Opposition that the men in khakis had to heed came ultimately from an unexpected quarter. In 1958, Fatima Jinnah came out vigorously against the Raglan Squire design. She objected to the English architect, the international jury, and the western design, which, she argued, betrayed everything Jinnah stood for. Long a focal point for the public’s desire of a radically de-colonial future, Fatima Jinnah now stepped forward to challenge the Ayub regime. Her public stature and control of QMF money ensured victory.
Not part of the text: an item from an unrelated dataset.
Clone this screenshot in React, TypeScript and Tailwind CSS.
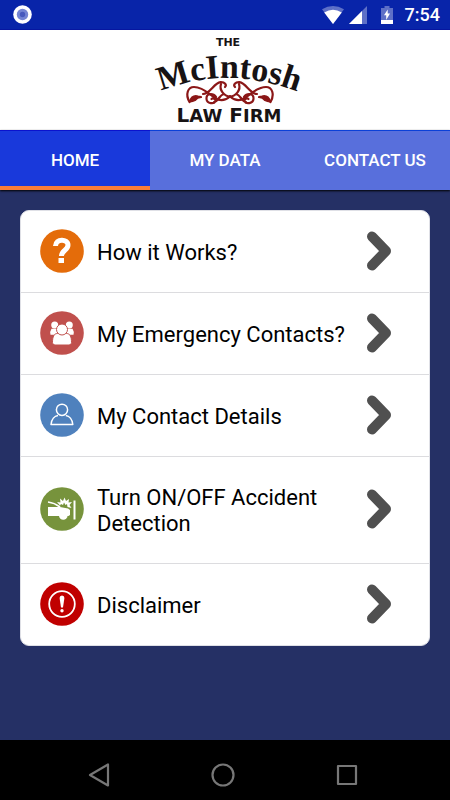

Unsuspecting of this tussle in Pakistan, Raglan Squire flew to Karachi to meet with the country’s leaders. To his utter shock, he was asked to make his design “a little bit more Islamic” to satisfy Fatima Jinnah. When he demurred, they insisted, “But, Mr. Squire, surely you could put a little dome on top, or something like that.”3 In his autobiography, Squire describes the sleepless night he spent in Metropole Hotel in Karachi agonizing over the unexpected turn of events. He was asked to extend his stay to meet with Fatima Jinnah. But he flew out of Karachi without ever meeting her.
He recounts that when he met Iskander Mirza at a cocktail party in at the Pakistan High Commission in London some years later, Mirza took him aside and assured him how much he liked Squire’s design. “We would have built that thing of yours, Mr. Squire,” he recalls Mirza saying, “if that old bitch hadn’t been so difficult.”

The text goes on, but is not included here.